Wednesday, November 15, 2006

Dynamically optimizing dynamic dispatch

Robert O'Callahan just explained to me the basic optimization approach for dynamically typed languages that I've been hearing about lately. It's the approach used in the Strongtalk VM, recently mentioned by Avi Bryant and Gilad Bracha. At least, I think that's what they were talking about, but I didn't understand it until Robert explained it to me.

Performing a dynamic dispatch compiles into a branch deciding which class's method to invoke:
if (class == C) {
C::foo();
}
else if (class == B) {
B::foo();
}
else ...
With some runtime profiling, you can figure out which branch is most likely to occur and dynamically rewrite the branch so that the common case comes first in the branch.
if (class == B) {
B::foo();
}
else if (class == C) {
C::foo();
}
else ...
This then feeds into the hardware branch prediction.
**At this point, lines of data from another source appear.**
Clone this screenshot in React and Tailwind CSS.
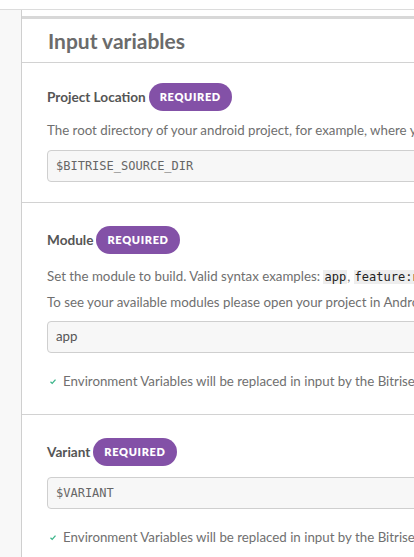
import React from 'react';

const font = { fontFamily: 'Lato, "Open Sans", sans-serif' };
const mono = { fontFamily: '"DejaVu Sans Mono", monospace' };

function Badge() {
  return (
    <span className="ml-[3px] inline-flex h-[28px] items-center rounded-full bg-[#8351a7] px-[11px] text-[11px] font-extrabold tracking-[0.06em] text-white">
      REQUIRED
    </span>
  );
}

function Label({ children }) {
  return (
    <div className="flex items-center">
      <span className="text-[13.6px] font-bold text-[#555]">{children}</span>
      <Badge />
    </div>
  );
}

function InputBox({ value, isMono }) {
  return (
    <div className="mr-[-20px] flex h-[32px] items-center rounded-[4px] border border-[#cfcfcf] bg-[#f7f7f7] px-[8px]">
      <span
        className={isMono ? 'text-[12px] text-[#666]' : 'text-[13.3px] text-[#555]'}
        style={isMono ? mono : undefined}
      >
        {value}
      </span>
    </div>
  );
}

function EnvNote() {
  return (
    <div className="flex items-center whitespace-nowrap pl-[2px] text-[13.3px] text-[#707070]">
      <svg width="8" height="7" viewBox="0 0 8 7" className="mr-[6px] h-[7px] w-[8px] shrink-0">
        <path d="M1.5 3.8 L3.2 5.4 L6.5 1.6" fill="none" stroke="#3bb58a" strokeWidth="1.3" />
      </svg>
      <span>Environment Variables will be replaced in input by the Bitrise CLI</span>
    </div>
  );
}

export default function App() {
  return (
    <div className="h-[557px] w-[414px] overflow-hidden bg-white" style={font}>
      <div className="h-[9px]" />
      <div className="flex h-[548px] border-t border-[#dcdcdc]">
        <div className="w-[21px] shrink-0 bg-[#f8f8f8]" />
        <div className="min-w-0 flex-1 overflow-hidden border-l border-[#cfcfcf]">
          <div className="mt-[6px] h-[3px] bg-[#d8d8d8]" />
          <div className="flex h-[44px] items-center border-b border-[#d2d2d2] pl-[26px]">
            <h2 className="text-[21px] font-bold text-[#6b6b6b]">Input variables</h2>
          </div>

          <div className="border-b border-[#d2d2d2] pb-[20px] pl-[25px] pt-[20px]">
            <Label>Project Location</Label>
            <p className="mt-[10px] whitespace-nowrap text-[13.3px] text-[#6f6f6f]">
              The root directory of your android project, for example, where your root build gradle file exist
            </p>
            <div className="mt-[9px]">
              <InputBox value="$BITRISE_SOURCE_DIR" isMono />
            </div>
          </div>

          <div className="border-b border-[#d2d2d2] pb-[22px] pl-[25px] pt-[23px]">
            <Label>Module</Label>
            <p className="mt-[13px] whitespace-nowrap text-[13.3px] text-[#6f6f6f]">
              Set the module to build. Valid syntax examples:{' '}
              <code className="bg-[#eeeeee] px-[1px] text-[12px] text-[#222]" style={mono}>app</code>,{' '}
              <code className="bg-[#eeeeee] px-[1px] text-[12px] text-[#222]" style={mono}>feature:nav</code>
            </p>
            <p className="mt-[6px] whitespace-nowrap text-[13.3px] text-[#6f6f6f]">
              To see your available modules please open your project in Android Studio
            </p>
            <div className="mt-[8px]">
              <InputBox value="app" />
            </div>
            <div className="mt-[19px]">
              <EnvNote />
            </div>
          </div>

          <div className="pl-[25px] pt-[23px]">
            <Label>Variant</Label>
            <div className="mt-[11px]">
              <InputBox value="$VARIANT" isMono />
            </div>
            <div className="mt-[19px]">
              <EnvNote />
            </div>
          </div>
        </div>
      </div>
    </div>
  );
}
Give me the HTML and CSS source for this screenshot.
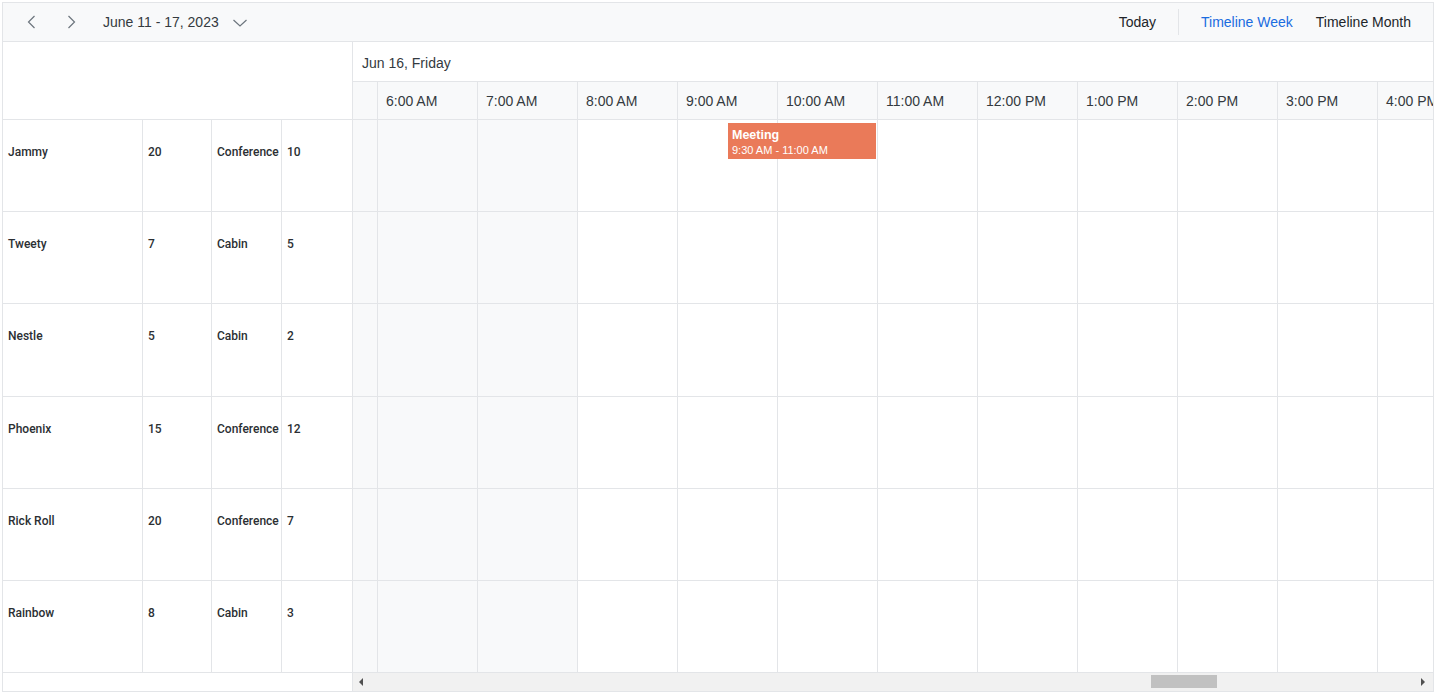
FILE: index.html
```html
<!DOCTYPE html>
<html lang="en">
<head>
    <meta charset="UTF-8">
    <title>Timeline Scheduler</title>
    <link rel="stylesheet" href="styles.css">
</head>
<body>
    <div class="scheduler">
        <div class="toolbar">
            <div class="toolbar-left">
                <button class="icon-btn" aria-label="Previous">
                    <svg width="16" height="16" viewBox="0 0 16 16"><path d="M10.5 2 L4.5 8 L10.5 14" fill="none" stroke="#6c757d" stroke-width="1.2"/></svg>
                </button>
                <button class="icon-btn" aria-label="Next">
                    <svg width="16" height="16" viewBox="0 0 16 16"><path d="M5.5 2 L11.5 8 L5.5 14" fill="none" stroke="#6c757d" stroke-width="1.2"/></svg>
                </button>
                <span class="date-range">June 11 - 17, 2023</span>
                <svg class="chevron" width="16" height="16" viewBox="0 0 16 16"><path d="M1.5 5 L8 11 L14.5 5" fill="none" stroke="#6c757d" stroke-width="1.2"/></svg>
            </div>
            <div class="toolbar-right">
                <span class="tb-item">Today</span>
                <span class="tb-sep"></span>
                <span class="tb-item active">Timeline Week</span>
                <span class="tb-item">Timeline Month</span>
            </div>
        </div>

        <div class="main">
            <div class="resources">
                <div class="res-header"></div>
                <div class="res-row"><div class="c name">Jammy</div><div class="c n1">20</div><div class="c type">Conference</div><div class="c n2">10</div></div>
                <div class="res-row"><div class="c name">Tweety</div><div class="c n1">7</div><div class="c type">Cabin</div><div class="c n2">5</div></div>
                <div class="res-row tall"><div class="c name">Nestle</div><div class="c n1">5</div><div class="c type">Cabin</div><div class="c n2">2</div></div>
                <div class="res-row"><div class="c name">Phoenix</div><div class="c n1">15</div><div class="c type">Conference</div><div class="c n2">12</div></div>
                <div class="res-row"><div class="c name">Rick Roll</div><div class="c n1">20</div><div class="c type">Conference</div><div class="c n2">7</div></div>
                <div class="res-row"><div class="c name">Rainbow</div><div class="c n1">8</div><div class="c type">Cabin</div><div class="c n2">3</div></div>
                <div class="res-footer"></div>
            </div>

            <div class="timeline">
                <div class="date-header">Jun 16, Friday</div>
                <div class="time-header">
                    <div class="t first"></div>
                    <div class="t">6:00 AM</div>
                    <div class="t">7:00 AM</div>
                    <div class="t">8:00 AM</div>
                    <div class="t">9:00 AM</div>
                    <div class="t">10:00 AM</div>
                    <div class="t">11:00 AM</div>
                    <div class="t">12:00 PM</div>
                    <div class="t">1:00 PM</div>
                    <div class="t">2:00 PM</div>
                    <div class="t">3:00 PM</div>
                    <div class="t">4:00 PM</div>
                </div>
                <div class="rows" id="rows"></div>
                <div class="hscroll">
                    <span class="arrow left"></span>
                    <span class="thumb"></span>
                    <span class="arrow right"></span>
                </div>
            </div>
        </div>
    </div>
    <script>
        const rows = document.getElementById('rows');
        const offHours = 3;

        for (let r = 0; r < 6; r++) {
            const row = document.createElement('div');
            row.className = 'row' + (r === 2 ? ' tall' : '');
            for (let c = 0; c < 12; c++) {
                const cell = document.createElement('div');
                cell.className = 'cell' + (c === 0 ? ' first' : '') + (c < offHours ? ' off' : '');
                row.appendChild(cell);
            }
            if (r === 0) {
                const ev = document.createElement('div');
                ev.className = 'event';
                ev.innerHTML = '<div class="ev-title">Meeting</div><div class="ev-time">9:30 AM - 11:00 AM</div>';
                row.appendChild(ev);
            }
            rows.appendChild(row);
        }
    </script>
</body>
</html>
```

FILE: styles.css
```css
* {
    margin: 0;
    padding: 0;
    box-sizing: border-box;
}

body {
    font-family: 'Liberation Sans', Arial, sans-serif;
    color: #212529;
    background: #fff;
    padding: 2px;
}

.scheduler {
    width: 1432px;
    height: 690px;
    border: 1px solid #e3e5e8;
    display: flex;
    flex-direction: column;
    overflow: hidden;
}

/* Toolbar */
.toolbar {
    height: 39px;
    flex: none;
    background: #f8f9fa;
    border-bottom: 1px solid #e3e5e8;
    display: flex;
    justify-content: space-between;
    align-items: center;
    font-size: 14px;
}

.toolbar-left {
    display: flex;
    align-items: center;
    padding-left: 17px;
}

.icon-btn {
    border: none;
    background: none;
    width: 24px;
    height: 24px;
    display: flex;
    align-items: center;
    justify-content: center;
    margin-right: 15px;
}

.date-range {
    margin-left: 5px;
    color: #343a40;
}

.chevron {
    margin-left: 13px;
    margin-top: 2px;
}

.toolbar-right {
    display: flex;
    align-items: center;
    padding-right: 22px;
}

.tb-item {
    color: #212529;
}

.tb-item.active {
    color: #1a6ce0;
    margin-right: 23px;
}

.tb-sep {
    width: 1px;
    height: 26px;
    background: #e3e5e8;
    margin: 0 22px;
}

/* Main area */
.main {
    flex: 1;
    display: flex;
    min-height: 0;
}

.resources {
    width: 350px;
    flex: none;
    border-right: 1px solid #e3e5e8;
    display: flex;
    flex-direction: column;
}

.res-header {
    height: 78px;
    border-bottom: 1px solid #e3e5e8;
}

.res-row {
    height: 92px;
    display: grid;
    grid-template-columns: 140px 69px 70px 1fr;
    border-bottom: 1px solid #e3e5e8;
    font-family: Roboto, 'Liberation Sans', sans-serif;
    font-size: 12px;
    font-weight: 500;
    color: #2b2f33;
}

.res-row.tall,
.row.tall {
    height: 93px;
}

.res-row .c {
    padding: 25px 5px 0 5px;
    border-right: 1px solid #e3e5e8;
}

.res-row .c:last-child {
    border-right: none;
}

.res-footer {
    flex: 1;
}

/* Timeline */
.timeline {
    flex: 1;
    display: flex;
    flex-direction: column;
    overflow: hidden;
    min-width: 0;
}

.date-header {
    height: 40px;
    flex: none;
    padding-left: 9px;
    padding-top: 2px;
    display: flex;
    align-items: center;
    font-size: 14px;
    color: #343a40;
    border-bottom: 1px solid #e3e5e8;
}

.time-header {
    height: 38px;
    flex: none;
    display: flex;
    background: #f8f9fa;
    border-bottom: 1px solid #e3e5e8;
}

.time-header .t {
    width: 100px;
    flex: none;
    padding-left: 8px;
    display: flex;
    align-items: center;
    font-size: 14px;
    color: #343a40;
    border-right: 1px solid #e3e5e8;
    white-space: nowrap;
}

.time-header .t.first,
.cell.first {
    width: 25px;
}

.rows {
    flex: none;
}

.row {
    position: relative;
    height: 92px;
    display: flex;
    border-bottom: 1px solid #e3e5e8;
}

.cell {
    width: 100px;
    flex: none;
    border-right: 1px solid #e3e5e8;
}

.cell.off {
    background: #f8f9fa;
}

.event {
    position: absolute;
    left: 375px;
    top: 3px;
    width: 148px;
    height: 36px;
    background: #ea7a59;
    color: #fff;
    padding: 5px 4px 0 4px;
}

.ev-title {
    font-size: 12.5px;
    font-weight: bold;
    line-height: 15px;
}

.ev-time {
    font-size: 11px;
    line-height: 14px;
}

/* Fake horizontal scrollbar */
.hscroll {
    flex: 1;
    background: #f1f1f1;
    position: relative;
}

.hscroll .thumb {
    position: absolute;
    left: 798px;
    top: 2px;
    width: 66px;
    height: 13px;
    background: #c1c1c1;
}

.hscroll .arrow {
    position: absolute;
    top: 5px;
    width: 0;
    height: 0;
    border-top: 4px solid transparent;
    border-bottom: 4px solid transparent;
}

.hscroll .arrow.left {
    left: 6px;
    border-right: 4px solid #505050;
}

.hscroll .arrow.right {
    right: 8px;
    border-left: 4px solid #505050;
}
```
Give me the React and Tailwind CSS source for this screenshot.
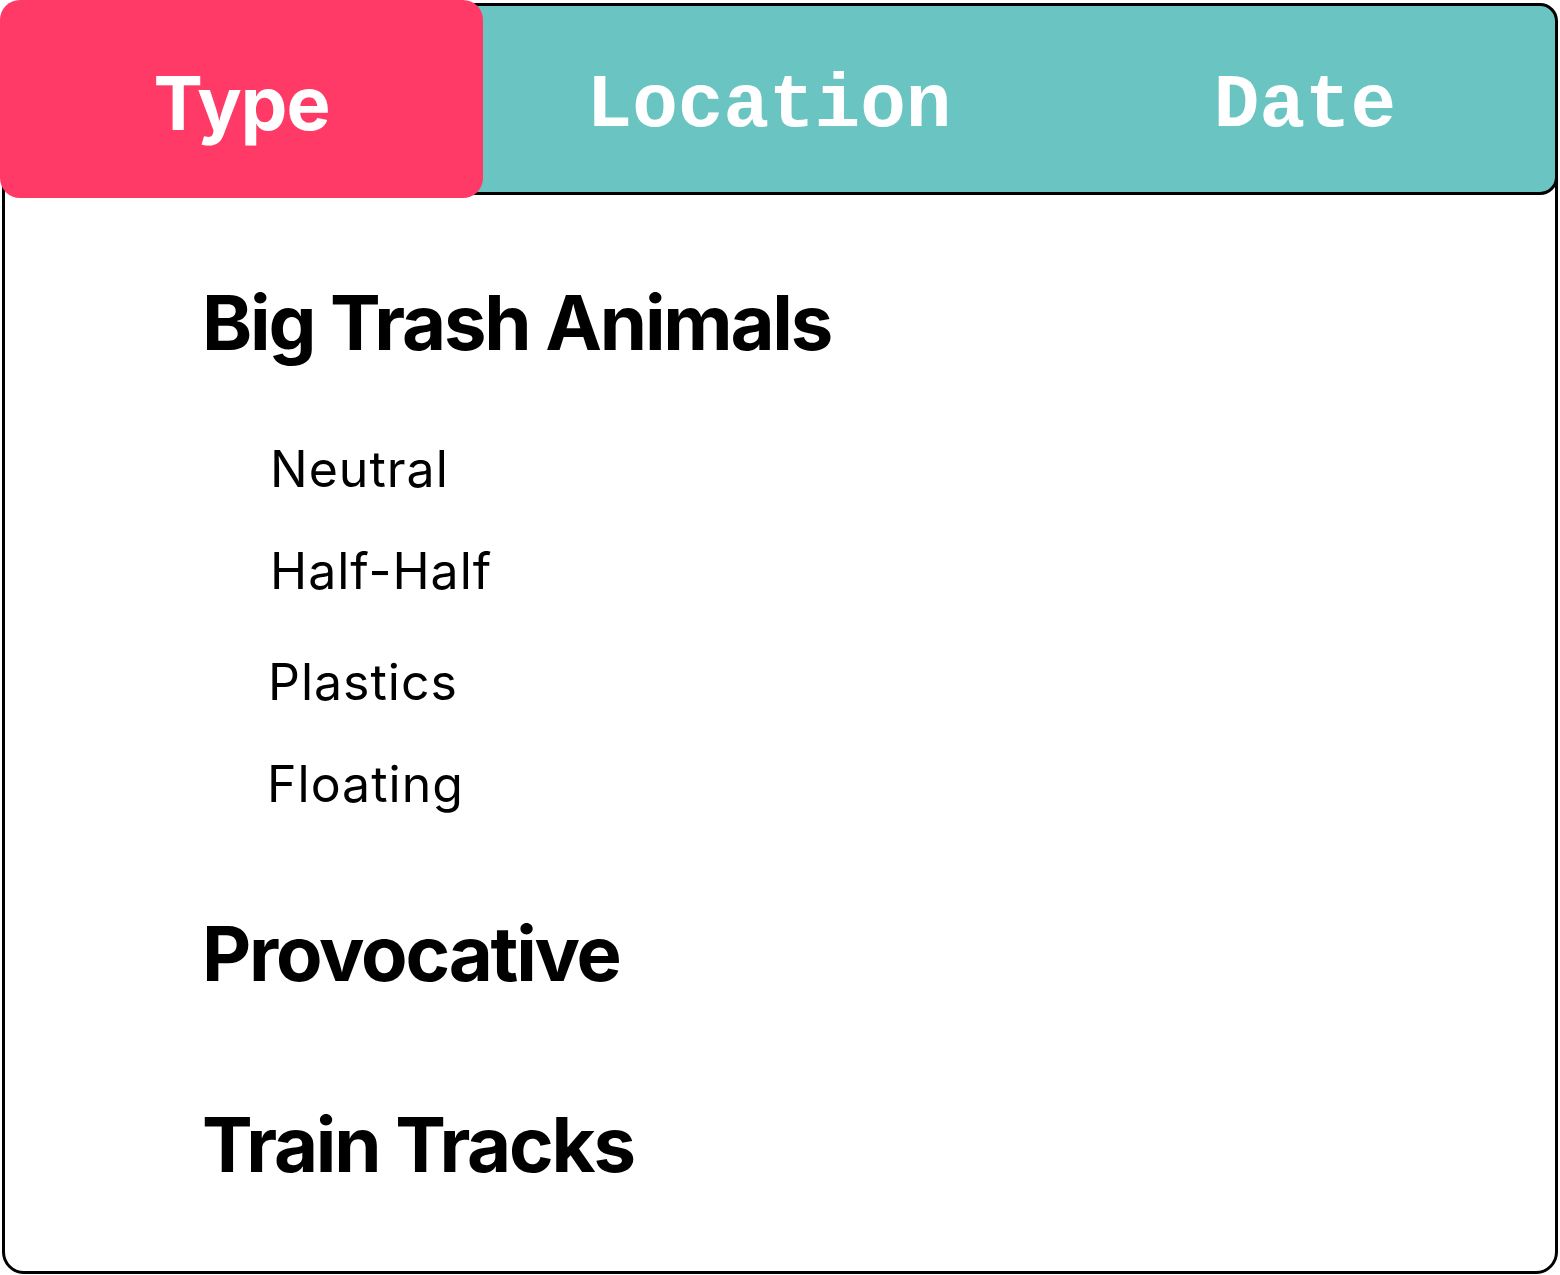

With branch prediction, the hardware will keep some small history to help it predict which way to take. But if the particular branch in question is not in the history (say, because it's part of a loop with a large body whose branch history is bigger than the hardware branch history table), a conditional branch is an either-or; the branch predictor will still pick one. So as long as you structure the conditional so that the branch predictor will always guess the common path, even absent any branch history, it will still predict correctly in the common case.

This is something that you can't do with a vtable, because branch history tables are smaller for computed jumps (since each entry is a pointer rather than a single branch-taken/branch-not-taken bit), and because the hardware predictor can't guess right when it doesn't have a history.

You can then do even better by actually inlining the method body directly into the branching code, so it looks like
if (class == B) {
// B::foo method body
}
else ...
and then even better, by merging several inlined methods in sequence. With some simple dataflow analysis on locals (between mutations), you can eliminate redundant checks. That is, code that looks like:
if (x.class == B) {
// B::foo method body
}
else ...
if (x.class == B) {
// B::bar method body
}
else ...
gets optimized to:
if (x.class == B) {
// B::foo method body
// B::bar method body
}
else ...

1 comment:

Karsten Wagner said...

I think the idea was mentioned first in:

"Efficient Dynamic Dispatch without Virtual Function Tables. The SmallEiffel Compiler." Olivier ZENDRA, Dominique COLNET, Suzanne COLLIN.
12th Annual ACM SIGPLAN Conference on Object-Oriented Programming, Systems, Languages, and Applications (OOPSLA'97),
Volume 32, Issue 10 - Atlanta, GA, USA, October 1997, pages 125-141.

The paper is downloadable from the SmallEiffel homepage.